TASK DESCRIPTION:
Which lines below hold the word "this"? Copy all of them.

───── DATASET EXTRACT ─────

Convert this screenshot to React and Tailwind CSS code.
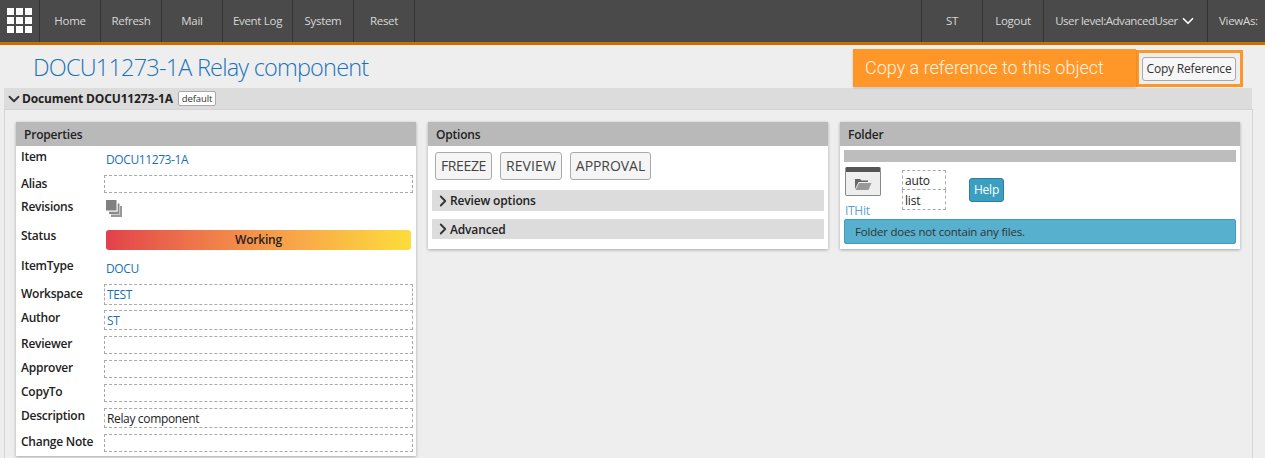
import React from "react";
import { ChevronDown, ChevronRight } from "lucide-react";

const font = { fontFamily: '"Open Sans", "Noto Sans", sans-serif' };

function NavItem({ w, children }) {
  return (
    <div className={`${w} h-[42px] flex items-center justify-center border-r border-[#333] text-[11.5px] tracking-[-0.3px] text-[#d8d8d8] whitespace-nowrap shrink-0`}>
      {children}
    </div>
  );
}

function Row({ h, label, top, children }) {
  return (
    <div className={`${h} flex`}>
      <div className={`w-[88px] pl-[5px] shrink-0 text-[12px] tracking-[-0.25px] font-semibold text-[#222] leading-[16px] ${top}`}>{label}</div>
      <div className="flex-1 min-w-0">{children}</div>
    </div>
  );
}

function Box({ h, mt, blue, children }) {
  return (
    <div className={`${h} ${mt} border border-dashed border-[#aaa] px-[2px] text-[12px] tracking-[-0.35px] leading-[19px] ${blue ? "text-[#1a6fb5]" : "text-[#222]"}`}>
      {children}
    </div>
  );
}

function Panel({ title, w, h, children }) {
  return (
    <div className={`${w} ${h} bg-white shadow-[0_1px_3px_rgba(0,0,0,0.3)] shrink-0`}>
      <div className="h-[24px] bg-[#b9b9b9] px-[8px] text-[12px] tracking-[-0.2px] font-semibold text-[#222] leading-[25px]">{title}</div>
      {children}
    </div>
  );
}

function Accordion({ h, mt, children }) {
  return (
    <div className={`${h} ${mt} bg-[#dcdcdc] flex items-center pl-[2px] text-[12px] tracking-[-0.15px] font-semibold text-[#222]`}>
      <ChevronRight size={18} strokeWidth={2.4} className="text-[#333] -mr-[2px] shrink-0" />
      {children}
    </div>
  );
}

function ActionButton({ w, track, children }) {
  return (
    <button className={`${w} ${track} h-[28px] rounded-[3px] border border-[#aaa] bg-[#f5f5f5] text-[14px] text-[#444] leading-none`}>
      {children}
    </button>
  );
}

export default function App() {
  return (
    <div className="relative w-[1265px] h-[458px] overflow-hidden bg-[#eeeeee]" style={font}>
      <header className="h-[45px] bg-[#4a4a4a] border-b-[3px] border-[#cc6d00] flex">
        <div className="w-[40px] h-[42px] border-r border-[#333] shrink-0 pl-[7px] pt-[8px]">
          <div className="grid grid-cols-3 gap-[2px] w-[25px]">
            {Array.from({ length: 9 }).map((_, i) => (
              <div key={i} className="w-[7px] h-[7px] bg-white" />
            ))}
          </div>
        </div>
        <NavItem w="w-[61px]">Home</NavItem>
        <NavItem w="w-[61px]">Refresh</NavItem>
        <NavItem w="w-[61px]">Mail</NavItem>
        <NavItem w="w-[70px]">Event Log</NavItem>
        <NavItem w="w-[61px]">System</NavItem>
        <NavItem w="w-[61px]">Reset</NavItem>
        <div className="flex-1 border-r border-[#333]" />
        <NavItem w="w-[61px]">ST</NavItem>
        <NavItem w="w-[61px]">Logout</NavItem>
        <NavItem w="w-[164px]">
          <span className="tracking-[-0.45px]">User level:AdvancedUser</span>
          <ChevronDown size={18} strokeWidth={2.2} className="ml-[1px] -mr-[1px] text-white shrink-0" />
        </NavItem>
        <div className="w-[57px] h-[42px] flex items-center pl-[11px] text-[11.5px] tracking-[-0.3px] text-[#d8d8d8] whitespace-nowrap">ViewAs:</div>
      </header>

      <div className="h-[43px] pl-[33px] pt-[2px] flex items-center text-[23.5px] tracking-[-0.8px] font-light text-[#1a73ba] leading-none whitespace-nowrap">
        DOCU11273-1A Relay component
      </div>

      <div className="mx-[4px] w-[1248px] h-[21px] bg-[#dcdcdc] flex items-center pl-[1px] text-[12px] tracking-[-0.15px] font-bold text-[#222]">
        <ChevronDown size={18} strokeWidth={2.4} className="text-[#333] -mr-[1px] shrink-0" />
        <span>Document DOCU11273-1A</span>
        <span className="ml-[5px] h-[15px] px-[3px] bg-white border border-[#aaa] rounded-[2px] text-[9.5px] tracking-[-0.1px] font-normal leading-[13px] text-[#333]">default</span>
      </div>

      <main className="mx-[4px] w-[1249px] h-[349px] border-l border-r border-t border-[#d4d4d4] pl-[11px] pt-[12px] flex items-start gap-[12px]">
        <Panel title="Properties" w="w-[400px]" h="h-[334px]">
          <div className="pr-[3px]">
            <Row h="h-[26px]" label="Item" top="pt-[3px]">
              <div className="pt-[6px] pl-[2px] text-[12px] tracking-[-0.4px] leading-[16px] text-[#1a6fb5]">DOCU11273-1A</div>
            </Row>
            <Row h="h-[24px]" label="Alias" top="pt-[4px]"><Box h="h-[18px]" mt="mt-[3px]" /></Row>
            <Row h="h-[29px]" label="Revisions" top="pt-[3px]">
              <svg width="16" height="17" viewBox="0 0 16 17" className="ml-[2px] mt-[4px]">
                <rect x="5" y="6" width="11" height="11" fill="#999" />
                <rect x="3" y="3.5" width="11" height="11" fill="#fff" />
                <rect x="3" y="3.5" width="10.5" height="10.5" fill="#8a8a8a" />
                <rect x="1.2" y="1.2" width="10.5" height="10.5" fill="#fff" />
                <rect x="0" y="0" width="10.5" height="10.5" fill="#808080" />
              </svg>
            </Row>
            <Row h="h-[29px]" label="Status" top="pt-[3px]">
              <div className="mt-[5px] ml-[2px] mr-[2px] h-[20px] rounded-[3px] bg-gradient-to-r from-[#e2404a] to-[#fddd3c] flex items-center justify-center text-[12px] tracking-[-0.2px] font-semibold text-[#222]">Working</div>
            </Row>
            <Row h="h-[28px]" label="ItemType" top="pt-[4px]">
              <div className="pt-[7px] pl-[2px] text-[12px] tracking-[-0.4px] leading-[16px] text-[#1a6fb5]">DOCU</div>
            </Row>
            <Row h="h-[25px]" label="Workspace" top="pt-[4px]"><Box h="h-[21px]" mt="mt-[2px]" blue>TEST</Box></Row>
            <Row h="h-[26px]" label="Author" top="pt-[3px]"><Box h="h-[20px]" mt="mt-[3px]" blue>ST</Box></Row>
            <Row h="h-[24px]" label="Reviewer" top="pt-[3px]"><Box h="h-[18px]" mt="mt-[3px]" /></Row>
            <Row h="h-[24px]" label="Approver" top="pt-[3px]"><Box h="h-[18px]" mt="mt-[3px]" /></Row>
            <Row h="h-[24px]" label="CopyTo" top="pt-[3px]"><Box h="h-[18px]" mt="mt-[3px]" /></Row>
            <Row h="h-[26px]" label="Description" top="pt-[3px]"><Box h="h-[20px]" mt="mt-[3px]">Relay component</Box></Row>
            <Row h="h-[24px]" label="Change Note" top="pt-[3px]"><Box h="h-[18px]" mt="mt-[3px]" /></Row>
          </div>
        </Panel>

        <Panel title="Options" w="w-[400px]" h="h-[127px]">
          <div className="px-[4px] pt-[6px]">
            <div className="flex gap-[8px] pl-[3px]">
              <ActionButton w="w-[57px]" track="tracking-[-0.35px]">FREEZE</ActionButton>
              <ActionButton w="w-[62px]" track="tracking-[0.1px]">REVIEW</ActionButton>
              <ActionButton w="w-[81px]" track="tracking-[-0.05px]">APPROVAL</ActionButton>
            </div>
            <Accordion h="h-[21px]" mt="mt-[10px]">Review options</Accordion>
            <Accordion h="h-[20px]" mt="mt-[8px]">
              <span className="relative top-[1px]">Advanced</span>
            </Accordion>
          </div>
        </Panel>

        <Panel title="Folder" w="w-[400px]" h="h-[127px]">
          <div className="px-[4px] pt-[4px]">
            <div className="h-[12px] bg-[#bdbdbd]" />
            <div className="h-[57px] flex relative">
              <div className="w-[37px] ml-[1px] mt-[5px] shrink-0">
                <div className="w-[36px] h-[29px] rounded-[2px] border border-[#888] border-t-[5px] border-t-[#555] bg-[#eeeeee] flex items-center justify-center">
                  <svg width="18" height="14" viewBox="0 0 18 14">
                    <path d="M1 2h5l1.5 1.5H14V5H4.5L1 12z" fill="#666" />
                    <path d="M5 6h12.5L14.5 13H1.5z" fill="#999" />
                  </svg>
                </div>
                <div className="text-[12px] tracking-[-0.3px] leading-[14px] mt-[8px] text-[#5a9fd4] font-normal">ITHit</div>
              </div>
              <div className="w-[44px] ml-[20px] mt-[8px] shrink-0 text-[12px] tracking-[-0.2px] text-[#222] leading-[20px]">
                <div className="h-[20px] border border-dashed border-[#aaa] pl-[2px]">auto</div>
                <div className="h-[20px] border border-dashed border-[#aaa] border-t-0 pl-[2px] pt-[1px]">list</div>
              </div>
              <div className="ml-[23px] mt-[16px] w-[35px] h-[24px] rounded-[3px] bg-[#3b9fc1] border border-[#2b7f9c] text-white text-[12px] tracking-[-0.2px] flex items-center justify-center">Help</div>
            </div>
            <div className="h-[25px] rounded-[2px] bg-[#57b0cd] border border-[#3f9dbb] pl-[10px] text-[11.5px] tracking-[-0.2px] leading-[23px] text-[#333]">Folder does not contain any files.</div>
          </div>
        </Panel>
      </main>

      <div className="absolute left-[1136px] top-[50px] w-[107px] h-[37px] border-[3px] border-[#ff9728] flex items-center justify-center pr-[1px]">
        <button className="w-[94px] h-[24px] rounded-[3px] border border-[#aaa] bg-[#f6f6f6] text-[12px] tracking-[-0.2px] text-[#333] leading-none whitespace-nowrap">Copy Reference</button>
      </div>
      <div className="absolute left-[853px] top-[49px] w-[283px] h-[38px] bg-[#ff9728] shadow-[0_1px_2px_rgba(0,0,0,0.2)] pl-[12px] text-[18px] leading-[38px] text-[#fff3e3] font-light whitespace-nowrap" style={{ fontFamily: 'Roboto, sans-serif' }}>
        Copy a reference to this object
      </div>
    </div>
  );
}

─────

WRITTEN ANSWER:
Convert this screenshot to React and Tailwind CSS code.
        Copy a reference to this object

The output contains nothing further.